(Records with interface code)
+===+

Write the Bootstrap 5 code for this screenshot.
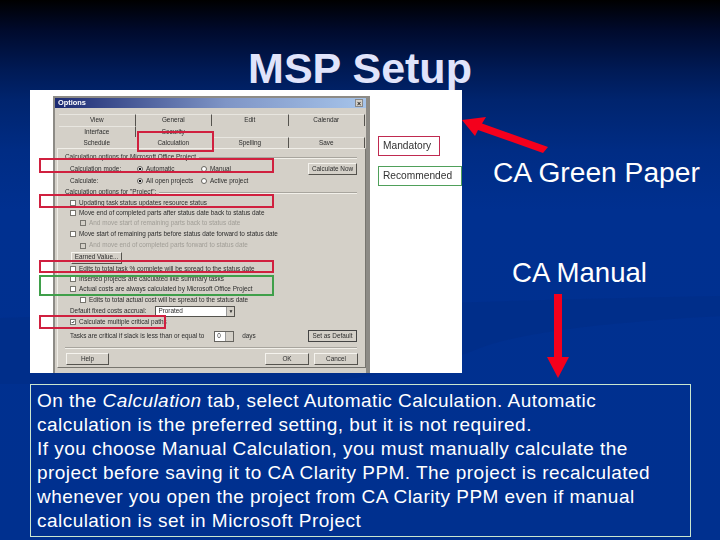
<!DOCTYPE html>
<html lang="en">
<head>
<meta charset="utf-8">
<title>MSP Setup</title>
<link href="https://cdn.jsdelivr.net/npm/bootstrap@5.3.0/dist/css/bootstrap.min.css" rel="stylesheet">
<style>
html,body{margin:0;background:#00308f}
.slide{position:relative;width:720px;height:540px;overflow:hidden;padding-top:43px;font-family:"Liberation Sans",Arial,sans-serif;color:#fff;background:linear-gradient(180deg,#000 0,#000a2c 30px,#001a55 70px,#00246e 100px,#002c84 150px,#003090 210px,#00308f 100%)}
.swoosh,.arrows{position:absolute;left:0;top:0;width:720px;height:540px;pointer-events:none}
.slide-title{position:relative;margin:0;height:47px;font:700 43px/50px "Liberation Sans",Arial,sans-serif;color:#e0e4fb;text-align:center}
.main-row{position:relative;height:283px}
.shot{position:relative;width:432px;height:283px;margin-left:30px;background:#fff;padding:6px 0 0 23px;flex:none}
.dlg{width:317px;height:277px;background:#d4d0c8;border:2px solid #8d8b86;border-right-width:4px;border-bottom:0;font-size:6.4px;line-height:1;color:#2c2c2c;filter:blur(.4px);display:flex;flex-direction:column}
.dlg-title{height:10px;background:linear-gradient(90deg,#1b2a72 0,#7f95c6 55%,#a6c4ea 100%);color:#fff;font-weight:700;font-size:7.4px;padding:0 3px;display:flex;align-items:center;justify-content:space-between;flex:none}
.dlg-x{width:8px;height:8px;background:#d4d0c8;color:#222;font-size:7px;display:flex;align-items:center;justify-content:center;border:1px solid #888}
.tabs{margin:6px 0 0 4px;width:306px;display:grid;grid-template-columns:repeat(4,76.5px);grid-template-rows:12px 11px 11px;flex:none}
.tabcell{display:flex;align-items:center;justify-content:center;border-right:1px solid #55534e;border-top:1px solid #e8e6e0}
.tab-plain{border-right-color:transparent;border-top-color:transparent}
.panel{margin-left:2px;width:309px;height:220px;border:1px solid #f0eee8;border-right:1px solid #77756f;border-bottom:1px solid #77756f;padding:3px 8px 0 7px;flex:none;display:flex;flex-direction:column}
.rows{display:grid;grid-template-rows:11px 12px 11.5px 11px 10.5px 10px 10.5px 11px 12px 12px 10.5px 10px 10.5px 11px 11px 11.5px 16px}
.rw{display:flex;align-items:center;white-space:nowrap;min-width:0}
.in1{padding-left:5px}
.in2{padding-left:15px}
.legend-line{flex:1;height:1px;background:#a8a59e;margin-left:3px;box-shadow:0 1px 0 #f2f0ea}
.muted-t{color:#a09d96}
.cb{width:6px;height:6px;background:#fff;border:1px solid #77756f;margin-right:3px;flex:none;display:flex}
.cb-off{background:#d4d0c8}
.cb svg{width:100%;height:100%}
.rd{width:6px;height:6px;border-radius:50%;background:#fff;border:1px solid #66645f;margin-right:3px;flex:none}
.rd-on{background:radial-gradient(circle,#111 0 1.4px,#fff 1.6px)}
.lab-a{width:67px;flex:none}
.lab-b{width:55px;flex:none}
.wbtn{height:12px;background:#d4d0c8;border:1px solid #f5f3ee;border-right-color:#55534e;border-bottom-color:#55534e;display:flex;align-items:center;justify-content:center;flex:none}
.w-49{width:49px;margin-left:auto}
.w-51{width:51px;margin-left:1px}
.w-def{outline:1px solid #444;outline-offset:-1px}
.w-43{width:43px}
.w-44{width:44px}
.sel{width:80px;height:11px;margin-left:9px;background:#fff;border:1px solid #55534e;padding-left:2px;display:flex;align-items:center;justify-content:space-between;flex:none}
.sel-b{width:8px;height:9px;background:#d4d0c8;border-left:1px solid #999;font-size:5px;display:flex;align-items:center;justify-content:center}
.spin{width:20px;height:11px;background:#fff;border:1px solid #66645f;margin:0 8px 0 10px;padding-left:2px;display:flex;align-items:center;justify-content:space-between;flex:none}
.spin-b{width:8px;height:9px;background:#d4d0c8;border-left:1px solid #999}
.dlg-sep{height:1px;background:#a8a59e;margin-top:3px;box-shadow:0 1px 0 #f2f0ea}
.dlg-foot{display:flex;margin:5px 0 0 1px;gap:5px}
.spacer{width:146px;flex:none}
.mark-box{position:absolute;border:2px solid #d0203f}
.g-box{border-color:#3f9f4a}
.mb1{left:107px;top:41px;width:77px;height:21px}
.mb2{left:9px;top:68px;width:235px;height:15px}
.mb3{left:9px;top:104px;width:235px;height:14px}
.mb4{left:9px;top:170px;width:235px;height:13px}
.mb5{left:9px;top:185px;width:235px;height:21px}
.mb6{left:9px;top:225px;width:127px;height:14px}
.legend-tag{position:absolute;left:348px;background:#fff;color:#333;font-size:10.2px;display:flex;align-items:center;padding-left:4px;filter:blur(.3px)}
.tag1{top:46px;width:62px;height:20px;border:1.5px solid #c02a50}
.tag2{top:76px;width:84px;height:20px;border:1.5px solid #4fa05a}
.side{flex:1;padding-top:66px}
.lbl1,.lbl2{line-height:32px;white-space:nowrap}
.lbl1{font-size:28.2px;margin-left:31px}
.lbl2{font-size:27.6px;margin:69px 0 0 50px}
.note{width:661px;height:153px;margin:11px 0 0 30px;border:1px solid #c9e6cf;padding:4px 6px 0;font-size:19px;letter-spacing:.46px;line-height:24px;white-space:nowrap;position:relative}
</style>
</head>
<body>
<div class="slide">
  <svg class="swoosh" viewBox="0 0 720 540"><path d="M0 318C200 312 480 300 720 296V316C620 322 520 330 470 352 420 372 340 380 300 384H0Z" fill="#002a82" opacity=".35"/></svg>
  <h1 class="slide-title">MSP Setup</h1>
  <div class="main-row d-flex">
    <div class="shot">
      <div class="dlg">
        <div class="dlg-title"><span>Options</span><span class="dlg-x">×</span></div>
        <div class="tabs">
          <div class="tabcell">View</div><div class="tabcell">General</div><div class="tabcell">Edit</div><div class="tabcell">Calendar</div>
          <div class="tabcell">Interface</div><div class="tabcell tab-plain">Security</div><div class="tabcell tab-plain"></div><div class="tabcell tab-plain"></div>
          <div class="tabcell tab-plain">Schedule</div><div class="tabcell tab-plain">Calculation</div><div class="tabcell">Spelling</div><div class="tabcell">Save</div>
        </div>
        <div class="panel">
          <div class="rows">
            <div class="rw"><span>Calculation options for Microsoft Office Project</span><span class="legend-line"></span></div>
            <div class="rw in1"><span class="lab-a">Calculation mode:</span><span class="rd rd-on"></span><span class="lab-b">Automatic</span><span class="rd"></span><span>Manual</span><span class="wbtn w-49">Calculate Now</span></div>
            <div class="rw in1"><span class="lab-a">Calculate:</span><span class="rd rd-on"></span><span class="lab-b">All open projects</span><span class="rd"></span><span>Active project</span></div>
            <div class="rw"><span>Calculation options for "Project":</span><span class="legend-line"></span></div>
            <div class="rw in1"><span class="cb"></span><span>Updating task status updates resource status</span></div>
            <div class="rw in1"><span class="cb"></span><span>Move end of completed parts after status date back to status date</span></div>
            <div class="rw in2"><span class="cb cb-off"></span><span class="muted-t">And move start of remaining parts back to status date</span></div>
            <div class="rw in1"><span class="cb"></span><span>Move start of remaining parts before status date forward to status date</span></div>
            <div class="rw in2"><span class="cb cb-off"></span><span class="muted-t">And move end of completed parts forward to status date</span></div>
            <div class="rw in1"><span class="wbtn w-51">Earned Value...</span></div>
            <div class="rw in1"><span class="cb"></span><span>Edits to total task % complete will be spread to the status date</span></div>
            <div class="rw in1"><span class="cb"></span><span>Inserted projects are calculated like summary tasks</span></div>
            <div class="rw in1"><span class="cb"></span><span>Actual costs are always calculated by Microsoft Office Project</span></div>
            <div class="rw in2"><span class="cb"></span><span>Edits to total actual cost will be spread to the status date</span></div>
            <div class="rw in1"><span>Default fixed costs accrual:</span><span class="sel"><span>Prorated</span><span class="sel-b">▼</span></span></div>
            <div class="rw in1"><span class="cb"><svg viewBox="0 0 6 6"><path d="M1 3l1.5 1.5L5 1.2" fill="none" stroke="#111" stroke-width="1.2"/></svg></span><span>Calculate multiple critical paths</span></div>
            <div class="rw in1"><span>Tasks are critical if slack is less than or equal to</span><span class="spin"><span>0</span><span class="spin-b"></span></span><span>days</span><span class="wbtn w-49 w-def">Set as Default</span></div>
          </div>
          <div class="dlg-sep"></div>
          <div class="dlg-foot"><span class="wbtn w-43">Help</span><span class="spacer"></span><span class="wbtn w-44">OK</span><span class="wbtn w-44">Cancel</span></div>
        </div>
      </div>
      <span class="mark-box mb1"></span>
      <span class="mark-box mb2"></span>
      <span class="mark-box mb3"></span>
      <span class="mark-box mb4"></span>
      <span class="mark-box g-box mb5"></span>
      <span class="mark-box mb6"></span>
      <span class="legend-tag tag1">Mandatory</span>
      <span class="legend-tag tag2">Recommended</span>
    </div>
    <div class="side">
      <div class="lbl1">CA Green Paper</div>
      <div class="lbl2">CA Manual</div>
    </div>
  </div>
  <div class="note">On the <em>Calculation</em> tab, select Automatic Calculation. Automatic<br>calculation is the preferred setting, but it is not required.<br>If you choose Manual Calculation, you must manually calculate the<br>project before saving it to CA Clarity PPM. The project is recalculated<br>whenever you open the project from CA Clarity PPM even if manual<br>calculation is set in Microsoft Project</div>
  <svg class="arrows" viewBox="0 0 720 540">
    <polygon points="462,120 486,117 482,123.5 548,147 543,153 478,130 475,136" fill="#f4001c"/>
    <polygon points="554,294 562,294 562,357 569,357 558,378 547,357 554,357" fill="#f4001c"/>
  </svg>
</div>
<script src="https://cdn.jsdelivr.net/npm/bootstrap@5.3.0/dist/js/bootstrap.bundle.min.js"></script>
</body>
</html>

+===+

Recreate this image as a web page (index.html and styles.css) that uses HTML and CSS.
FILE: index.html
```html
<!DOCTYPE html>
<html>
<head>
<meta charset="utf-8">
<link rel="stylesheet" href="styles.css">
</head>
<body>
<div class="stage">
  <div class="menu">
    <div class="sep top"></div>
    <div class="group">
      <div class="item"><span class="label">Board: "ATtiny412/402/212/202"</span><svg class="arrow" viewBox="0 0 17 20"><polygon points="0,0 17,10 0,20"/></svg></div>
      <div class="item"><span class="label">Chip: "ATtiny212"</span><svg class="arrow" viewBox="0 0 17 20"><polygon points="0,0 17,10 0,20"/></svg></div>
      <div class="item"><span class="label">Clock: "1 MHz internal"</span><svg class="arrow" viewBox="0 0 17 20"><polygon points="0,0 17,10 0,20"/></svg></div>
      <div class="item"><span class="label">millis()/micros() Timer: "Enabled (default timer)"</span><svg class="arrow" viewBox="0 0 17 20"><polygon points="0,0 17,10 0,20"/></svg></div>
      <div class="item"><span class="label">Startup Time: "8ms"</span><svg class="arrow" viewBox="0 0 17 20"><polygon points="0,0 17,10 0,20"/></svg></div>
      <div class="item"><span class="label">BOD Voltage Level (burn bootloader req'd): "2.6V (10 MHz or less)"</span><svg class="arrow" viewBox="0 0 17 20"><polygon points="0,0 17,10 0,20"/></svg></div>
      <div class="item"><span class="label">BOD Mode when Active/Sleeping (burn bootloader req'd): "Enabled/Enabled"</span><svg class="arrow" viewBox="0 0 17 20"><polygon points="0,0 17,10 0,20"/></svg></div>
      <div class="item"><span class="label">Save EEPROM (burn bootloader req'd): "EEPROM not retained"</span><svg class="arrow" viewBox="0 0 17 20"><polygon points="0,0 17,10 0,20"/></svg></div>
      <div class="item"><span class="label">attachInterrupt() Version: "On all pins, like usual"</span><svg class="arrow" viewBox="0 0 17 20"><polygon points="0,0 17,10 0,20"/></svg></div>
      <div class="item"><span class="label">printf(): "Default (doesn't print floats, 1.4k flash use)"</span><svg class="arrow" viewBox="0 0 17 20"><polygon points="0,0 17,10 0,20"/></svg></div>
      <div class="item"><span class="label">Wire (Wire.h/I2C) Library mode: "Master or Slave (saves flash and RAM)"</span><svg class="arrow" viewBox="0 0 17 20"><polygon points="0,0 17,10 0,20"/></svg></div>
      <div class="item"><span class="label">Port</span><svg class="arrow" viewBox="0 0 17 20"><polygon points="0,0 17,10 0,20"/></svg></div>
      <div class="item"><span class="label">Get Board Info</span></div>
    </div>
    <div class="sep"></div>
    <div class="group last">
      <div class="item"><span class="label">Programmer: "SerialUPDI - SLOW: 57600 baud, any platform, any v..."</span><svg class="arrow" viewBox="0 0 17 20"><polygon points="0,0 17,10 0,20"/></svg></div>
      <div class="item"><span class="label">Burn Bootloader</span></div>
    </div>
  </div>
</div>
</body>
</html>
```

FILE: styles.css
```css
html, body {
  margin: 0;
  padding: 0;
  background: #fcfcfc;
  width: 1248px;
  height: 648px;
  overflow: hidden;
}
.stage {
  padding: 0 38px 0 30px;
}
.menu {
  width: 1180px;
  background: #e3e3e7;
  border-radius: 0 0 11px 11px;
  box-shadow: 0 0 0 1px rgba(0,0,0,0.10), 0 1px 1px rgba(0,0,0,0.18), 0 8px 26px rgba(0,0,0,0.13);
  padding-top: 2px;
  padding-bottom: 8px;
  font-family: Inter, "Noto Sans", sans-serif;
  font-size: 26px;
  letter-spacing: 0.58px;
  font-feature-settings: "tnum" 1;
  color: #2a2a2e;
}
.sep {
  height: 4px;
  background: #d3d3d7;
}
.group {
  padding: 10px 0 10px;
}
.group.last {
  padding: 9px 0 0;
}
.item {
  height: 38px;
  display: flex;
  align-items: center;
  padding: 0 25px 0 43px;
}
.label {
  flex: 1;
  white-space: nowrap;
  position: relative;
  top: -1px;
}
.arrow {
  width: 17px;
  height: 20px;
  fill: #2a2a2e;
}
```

+===+

Given task >> Read the data above. Pull out each line in which the string "index" appears.

Answer to the exercise >>
Recreate this image as a web page (index.html and styles.css) that uses HTML and CSS.
FILE: index.html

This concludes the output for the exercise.